— start of INPUT —
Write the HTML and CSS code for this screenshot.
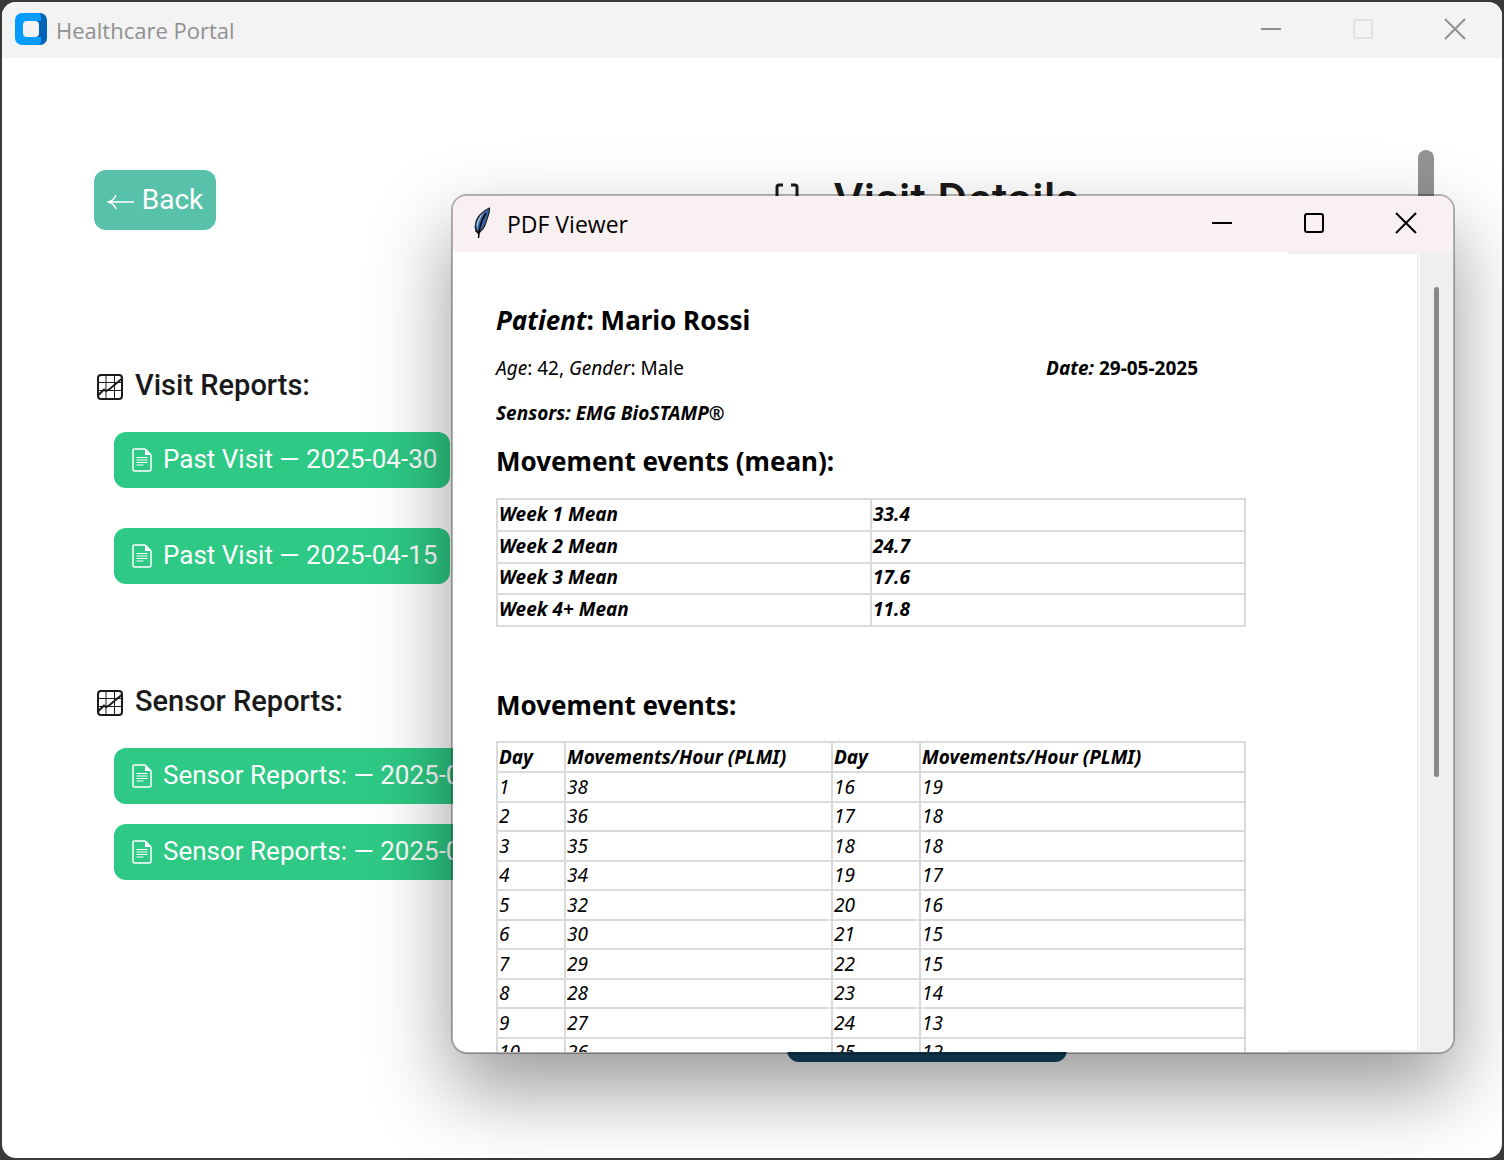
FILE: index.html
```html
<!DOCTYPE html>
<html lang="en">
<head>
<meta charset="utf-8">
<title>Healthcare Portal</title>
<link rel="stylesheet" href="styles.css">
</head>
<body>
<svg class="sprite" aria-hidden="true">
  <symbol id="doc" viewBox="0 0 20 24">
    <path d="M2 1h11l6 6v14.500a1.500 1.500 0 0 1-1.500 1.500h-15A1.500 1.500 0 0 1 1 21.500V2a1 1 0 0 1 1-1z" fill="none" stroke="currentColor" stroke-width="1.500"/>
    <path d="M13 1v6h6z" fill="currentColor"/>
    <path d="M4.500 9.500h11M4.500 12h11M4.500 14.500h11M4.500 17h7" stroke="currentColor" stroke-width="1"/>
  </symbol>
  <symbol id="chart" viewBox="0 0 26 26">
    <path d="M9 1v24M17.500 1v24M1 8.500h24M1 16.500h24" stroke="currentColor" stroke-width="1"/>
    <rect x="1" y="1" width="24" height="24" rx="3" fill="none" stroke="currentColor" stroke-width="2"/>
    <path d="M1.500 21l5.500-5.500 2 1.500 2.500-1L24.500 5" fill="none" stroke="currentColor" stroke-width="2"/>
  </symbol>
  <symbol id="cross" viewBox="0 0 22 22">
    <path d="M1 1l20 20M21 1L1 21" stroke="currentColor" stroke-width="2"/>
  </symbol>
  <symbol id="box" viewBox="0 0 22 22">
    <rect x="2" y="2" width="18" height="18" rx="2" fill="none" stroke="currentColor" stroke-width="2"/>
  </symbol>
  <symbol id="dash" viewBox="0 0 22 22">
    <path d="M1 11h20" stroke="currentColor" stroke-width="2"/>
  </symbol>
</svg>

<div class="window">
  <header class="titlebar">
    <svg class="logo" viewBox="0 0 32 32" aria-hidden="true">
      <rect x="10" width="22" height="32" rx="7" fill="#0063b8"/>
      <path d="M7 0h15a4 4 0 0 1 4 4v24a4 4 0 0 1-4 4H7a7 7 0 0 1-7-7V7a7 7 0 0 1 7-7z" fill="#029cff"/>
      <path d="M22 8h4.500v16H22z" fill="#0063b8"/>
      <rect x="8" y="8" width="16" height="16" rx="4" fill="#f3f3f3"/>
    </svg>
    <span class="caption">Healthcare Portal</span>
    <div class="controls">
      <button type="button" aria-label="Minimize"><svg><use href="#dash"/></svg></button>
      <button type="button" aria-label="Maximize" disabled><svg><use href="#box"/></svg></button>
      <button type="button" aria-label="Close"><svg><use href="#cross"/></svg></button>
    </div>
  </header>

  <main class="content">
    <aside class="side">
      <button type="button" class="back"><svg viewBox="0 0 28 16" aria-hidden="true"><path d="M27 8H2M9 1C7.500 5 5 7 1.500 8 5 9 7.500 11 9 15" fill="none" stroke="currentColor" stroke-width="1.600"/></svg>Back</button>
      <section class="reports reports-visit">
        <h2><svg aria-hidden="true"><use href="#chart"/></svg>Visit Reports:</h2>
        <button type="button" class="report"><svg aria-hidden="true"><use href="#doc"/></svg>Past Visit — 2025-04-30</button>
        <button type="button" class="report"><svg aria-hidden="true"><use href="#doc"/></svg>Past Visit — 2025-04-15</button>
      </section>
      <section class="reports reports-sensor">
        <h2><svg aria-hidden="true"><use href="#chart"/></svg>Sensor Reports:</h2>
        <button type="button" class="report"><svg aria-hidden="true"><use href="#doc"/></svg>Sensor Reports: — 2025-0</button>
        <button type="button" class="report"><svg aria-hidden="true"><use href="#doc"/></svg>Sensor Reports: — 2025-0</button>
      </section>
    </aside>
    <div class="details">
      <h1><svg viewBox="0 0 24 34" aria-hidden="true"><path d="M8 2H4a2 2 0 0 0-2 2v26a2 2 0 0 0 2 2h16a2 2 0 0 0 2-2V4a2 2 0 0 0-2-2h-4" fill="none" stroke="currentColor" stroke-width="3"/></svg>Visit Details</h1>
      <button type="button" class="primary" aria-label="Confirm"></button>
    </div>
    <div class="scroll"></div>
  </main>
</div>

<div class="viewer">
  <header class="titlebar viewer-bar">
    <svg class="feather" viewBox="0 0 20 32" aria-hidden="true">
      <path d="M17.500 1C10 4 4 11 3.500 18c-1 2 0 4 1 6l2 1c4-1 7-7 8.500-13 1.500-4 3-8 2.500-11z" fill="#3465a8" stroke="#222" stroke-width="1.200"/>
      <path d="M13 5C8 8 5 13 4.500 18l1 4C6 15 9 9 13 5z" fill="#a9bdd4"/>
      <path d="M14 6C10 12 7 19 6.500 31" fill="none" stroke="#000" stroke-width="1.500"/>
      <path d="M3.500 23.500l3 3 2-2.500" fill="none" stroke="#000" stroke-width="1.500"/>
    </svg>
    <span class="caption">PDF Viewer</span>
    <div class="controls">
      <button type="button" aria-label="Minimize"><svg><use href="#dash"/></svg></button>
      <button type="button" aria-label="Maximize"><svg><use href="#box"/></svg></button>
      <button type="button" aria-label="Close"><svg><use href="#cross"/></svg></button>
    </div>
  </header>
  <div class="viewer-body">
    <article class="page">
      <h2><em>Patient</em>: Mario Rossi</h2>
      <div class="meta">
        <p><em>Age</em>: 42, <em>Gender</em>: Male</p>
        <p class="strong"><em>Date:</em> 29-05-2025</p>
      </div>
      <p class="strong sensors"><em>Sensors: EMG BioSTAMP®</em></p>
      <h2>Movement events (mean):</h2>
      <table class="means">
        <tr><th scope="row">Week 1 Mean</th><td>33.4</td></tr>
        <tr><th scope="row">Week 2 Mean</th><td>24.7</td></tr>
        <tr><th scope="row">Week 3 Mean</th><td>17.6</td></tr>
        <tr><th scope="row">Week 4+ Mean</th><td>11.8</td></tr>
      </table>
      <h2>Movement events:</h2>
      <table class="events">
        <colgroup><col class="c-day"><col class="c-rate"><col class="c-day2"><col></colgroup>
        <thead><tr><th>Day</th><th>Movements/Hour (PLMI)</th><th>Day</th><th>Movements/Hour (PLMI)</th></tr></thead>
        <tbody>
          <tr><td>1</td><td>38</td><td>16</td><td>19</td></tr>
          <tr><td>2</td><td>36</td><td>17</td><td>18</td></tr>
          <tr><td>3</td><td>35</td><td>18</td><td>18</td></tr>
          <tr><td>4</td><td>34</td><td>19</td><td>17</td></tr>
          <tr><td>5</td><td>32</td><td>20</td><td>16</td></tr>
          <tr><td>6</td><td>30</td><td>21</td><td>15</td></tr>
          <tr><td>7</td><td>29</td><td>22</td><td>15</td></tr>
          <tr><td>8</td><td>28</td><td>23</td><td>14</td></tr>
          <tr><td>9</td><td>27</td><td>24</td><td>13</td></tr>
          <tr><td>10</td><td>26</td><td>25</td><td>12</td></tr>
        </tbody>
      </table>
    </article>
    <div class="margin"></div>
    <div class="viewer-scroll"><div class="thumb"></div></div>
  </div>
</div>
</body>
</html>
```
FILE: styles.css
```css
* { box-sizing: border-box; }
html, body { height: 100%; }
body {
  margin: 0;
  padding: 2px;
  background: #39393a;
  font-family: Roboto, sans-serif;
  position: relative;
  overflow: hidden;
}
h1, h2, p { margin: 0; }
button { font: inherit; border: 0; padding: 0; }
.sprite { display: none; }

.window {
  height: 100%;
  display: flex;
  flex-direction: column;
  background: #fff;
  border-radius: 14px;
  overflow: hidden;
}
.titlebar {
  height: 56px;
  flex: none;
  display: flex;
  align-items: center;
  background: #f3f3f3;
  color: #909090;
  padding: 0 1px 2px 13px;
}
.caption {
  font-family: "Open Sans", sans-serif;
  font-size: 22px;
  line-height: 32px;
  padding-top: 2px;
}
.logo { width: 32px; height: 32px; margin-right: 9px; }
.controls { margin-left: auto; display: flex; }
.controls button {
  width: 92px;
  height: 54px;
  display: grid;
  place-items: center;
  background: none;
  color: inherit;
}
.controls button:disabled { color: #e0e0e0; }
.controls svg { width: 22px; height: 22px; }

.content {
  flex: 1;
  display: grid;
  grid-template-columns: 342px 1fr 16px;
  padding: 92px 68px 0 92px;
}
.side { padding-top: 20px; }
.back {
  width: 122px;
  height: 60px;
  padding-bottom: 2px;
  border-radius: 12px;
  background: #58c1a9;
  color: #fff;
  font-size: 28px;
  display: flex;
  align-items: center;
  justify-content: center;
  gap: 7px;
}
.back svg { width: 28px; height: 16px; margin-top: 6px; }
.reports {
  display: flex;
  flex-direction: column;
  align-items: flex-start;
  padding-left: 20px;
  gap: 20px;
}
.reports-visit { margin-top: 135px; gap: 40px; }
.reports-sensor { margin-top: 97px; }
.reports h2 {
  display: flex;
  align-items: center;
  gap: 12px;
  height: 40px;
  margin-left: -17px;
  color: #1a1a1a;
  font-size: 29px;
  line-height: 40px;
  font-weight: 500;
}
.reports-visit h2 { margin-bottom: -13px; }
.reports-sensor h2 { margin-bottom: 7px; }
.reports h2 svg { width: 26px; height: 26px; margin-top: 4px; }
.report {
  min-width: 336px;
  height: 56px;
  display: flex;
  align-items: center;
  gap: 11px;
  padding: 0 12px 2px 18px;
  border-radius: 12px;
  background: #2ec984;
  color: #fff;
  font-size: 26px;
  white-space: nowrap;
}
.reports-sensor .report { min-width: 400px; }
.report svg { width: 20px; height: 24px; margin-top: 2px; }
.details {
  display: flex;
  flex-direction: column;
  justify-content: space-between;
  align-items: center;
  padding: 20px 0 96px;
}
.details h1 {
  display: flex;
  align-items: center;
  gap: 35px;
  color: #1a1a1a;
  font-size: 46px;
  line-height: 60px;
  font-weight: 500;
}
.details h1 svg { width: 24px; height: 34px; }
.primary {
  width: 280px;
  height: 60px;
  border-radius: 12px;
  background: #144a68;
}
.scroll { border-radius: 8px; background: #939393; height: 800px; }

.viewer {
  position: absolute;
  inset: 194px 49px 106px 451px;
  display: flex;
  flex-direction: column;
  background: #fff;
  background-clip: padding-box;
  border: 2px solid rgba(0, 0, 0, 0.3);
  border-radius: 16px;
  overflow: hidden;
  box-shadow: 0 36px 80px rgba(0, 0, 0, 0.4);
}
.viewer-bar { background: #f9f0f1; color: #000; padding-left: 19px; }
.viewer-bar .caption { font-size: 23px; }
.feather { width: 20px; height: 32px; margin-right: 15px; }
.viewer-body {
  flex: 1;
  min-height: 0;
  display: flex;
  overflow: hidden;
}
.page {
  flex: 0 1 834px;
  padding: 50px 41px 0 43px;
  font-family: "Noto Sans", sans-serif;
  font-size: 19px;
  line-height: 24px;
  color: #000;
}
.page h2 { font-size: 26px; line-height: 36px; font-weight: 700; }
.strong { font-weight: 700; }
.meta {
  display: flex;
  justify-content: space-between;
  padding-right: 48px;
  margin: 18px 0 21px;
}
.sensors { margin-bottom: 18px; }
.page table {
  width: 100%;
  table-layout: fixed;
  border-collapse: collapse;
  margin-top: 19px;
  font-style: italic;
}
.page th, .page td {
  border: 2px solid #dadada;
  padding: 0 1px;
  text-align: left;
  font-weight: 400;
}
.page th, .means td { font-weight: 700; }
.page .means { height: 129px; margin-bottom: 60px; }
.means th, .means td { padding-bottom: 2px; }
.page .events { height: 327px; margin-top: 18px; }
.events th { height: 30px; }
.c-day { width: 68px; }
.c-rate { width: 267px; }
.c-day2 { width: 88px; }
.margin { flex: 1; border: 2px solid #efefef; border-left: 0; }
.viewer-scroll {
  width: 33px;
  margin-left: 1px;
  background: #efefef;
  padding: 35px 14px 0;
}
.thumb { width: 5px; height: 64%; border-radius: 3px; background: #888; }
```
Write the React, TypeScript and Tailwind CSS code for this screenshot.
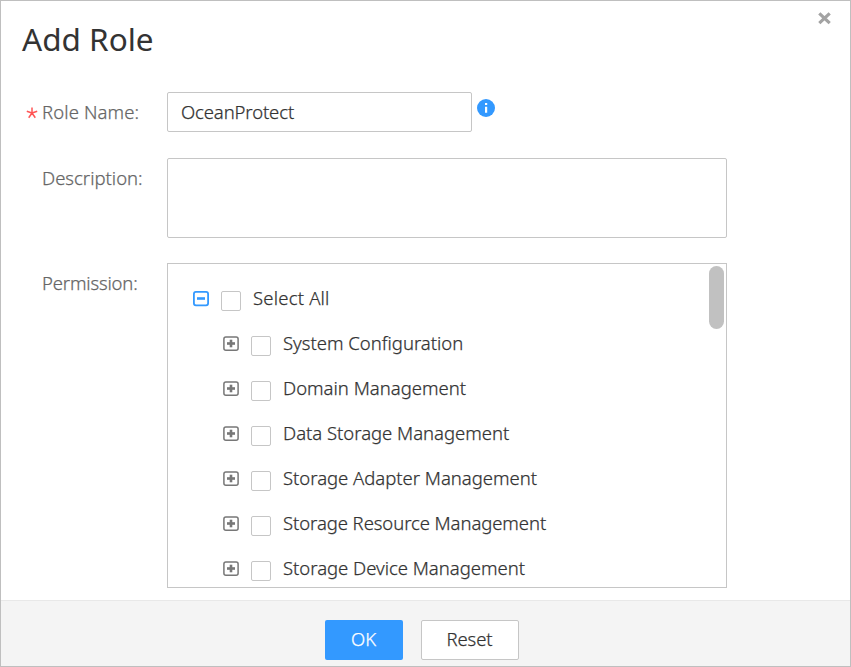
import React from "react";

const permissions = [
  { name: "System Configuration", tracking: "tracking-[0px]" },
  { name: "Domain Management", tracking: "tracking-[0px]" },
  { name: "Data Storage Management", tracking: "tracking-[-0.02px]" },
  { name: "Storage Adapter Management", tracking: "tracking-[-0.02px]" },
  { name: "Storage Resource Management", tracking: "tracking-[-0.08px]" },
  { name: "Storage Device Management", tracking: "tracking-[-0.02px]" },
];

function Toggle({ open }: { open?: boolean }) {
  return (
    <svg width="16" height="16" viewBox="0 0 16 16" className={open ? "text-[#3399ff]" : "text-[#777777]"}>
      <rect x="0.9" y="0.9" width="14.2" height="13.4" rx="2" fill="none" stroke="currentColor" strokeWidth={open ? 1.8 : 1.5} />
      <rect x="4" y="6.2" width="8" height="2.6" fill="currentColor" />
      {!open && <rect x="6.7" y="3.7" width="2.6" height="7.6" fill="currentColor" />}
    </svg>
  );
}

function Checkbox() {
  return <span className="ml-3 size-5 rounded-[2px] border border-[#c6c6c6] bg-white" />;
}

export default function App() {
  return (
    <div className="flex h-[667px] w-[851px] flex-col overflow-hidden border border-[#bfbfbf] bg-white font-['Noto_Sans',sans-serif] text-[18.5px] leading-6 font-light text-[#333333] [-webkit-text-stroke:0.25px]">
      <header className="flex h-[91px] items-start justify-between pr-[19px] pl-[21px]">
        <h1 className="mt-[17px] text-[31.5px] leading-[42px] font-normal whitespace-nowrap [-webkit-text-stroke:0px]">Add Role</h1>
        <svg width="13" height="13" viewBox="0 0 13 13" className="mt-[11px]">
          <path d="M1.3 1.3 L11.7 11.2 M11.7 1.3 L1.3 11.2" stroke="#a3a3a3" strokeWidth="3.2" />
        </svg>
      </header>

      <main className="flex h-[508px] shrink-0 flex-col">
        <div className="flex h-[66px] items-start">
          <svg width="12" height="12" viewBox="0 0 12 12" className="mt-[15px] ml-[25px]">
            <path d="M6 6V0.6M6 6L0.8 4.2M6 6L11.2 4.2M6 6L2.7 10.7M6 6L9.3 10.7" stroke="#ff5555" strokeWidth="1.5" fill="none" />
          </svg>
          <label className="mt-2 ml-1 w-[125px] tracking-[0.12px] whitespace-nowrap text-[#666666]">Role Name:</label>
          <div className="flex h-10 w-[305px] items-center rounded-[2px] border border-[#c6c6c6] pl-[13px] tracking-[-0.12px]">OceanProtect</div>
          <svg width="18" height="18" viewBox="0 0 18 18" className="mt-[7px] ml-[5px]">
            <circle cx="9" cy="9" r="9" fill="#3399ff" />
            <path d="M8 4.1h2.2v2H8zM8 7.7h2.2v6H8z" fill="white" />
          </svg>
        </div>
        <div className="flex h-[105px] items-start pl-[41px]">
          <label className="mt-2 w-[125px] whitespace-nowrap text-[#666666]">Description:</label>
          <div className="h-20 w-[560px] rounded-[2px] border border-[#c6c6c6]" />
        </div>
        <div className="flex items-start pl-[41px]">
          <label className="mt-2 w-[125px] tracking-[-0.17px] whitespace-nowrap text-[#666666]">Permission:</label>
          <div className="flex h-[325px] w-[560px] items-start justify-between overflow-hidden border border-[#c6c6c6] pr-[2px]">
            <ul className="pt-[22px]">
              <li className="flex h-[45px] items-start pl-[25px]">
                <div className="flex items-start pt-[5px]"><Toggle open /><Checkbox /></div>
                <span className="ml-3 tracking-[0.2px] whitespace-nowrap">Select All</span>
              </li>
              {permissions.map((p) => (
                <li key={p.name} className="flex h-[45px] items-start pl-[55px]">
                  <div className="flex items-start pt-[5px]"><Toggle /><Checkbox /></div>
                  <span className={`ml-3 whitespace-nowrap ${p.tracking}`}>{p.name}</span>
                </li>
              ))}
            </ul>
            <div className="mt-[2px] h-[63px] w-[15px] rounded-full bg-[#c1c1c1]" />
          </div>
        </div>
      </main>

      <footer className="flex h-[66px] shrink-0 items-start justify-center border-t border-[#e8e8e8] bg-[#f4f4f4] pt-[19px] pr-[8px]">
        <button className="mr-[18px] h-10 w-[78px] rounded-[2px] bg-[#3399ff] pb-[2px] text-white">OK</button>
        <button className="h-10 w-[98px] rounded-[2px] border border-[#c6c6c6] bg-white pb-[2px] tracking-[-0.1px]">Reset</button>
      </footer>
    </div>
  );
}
— end of INPUT —
## WORK TO BE COMPLETED:
Make an exact copy of only the lines from the one with "Write the React, TypeScript" through the one with "import React from". Pictures don't belong in it.

## TASK SOLUTION:
Write the React, TypeScript and Tailwind CSS code for this screenshot.
import React from "react";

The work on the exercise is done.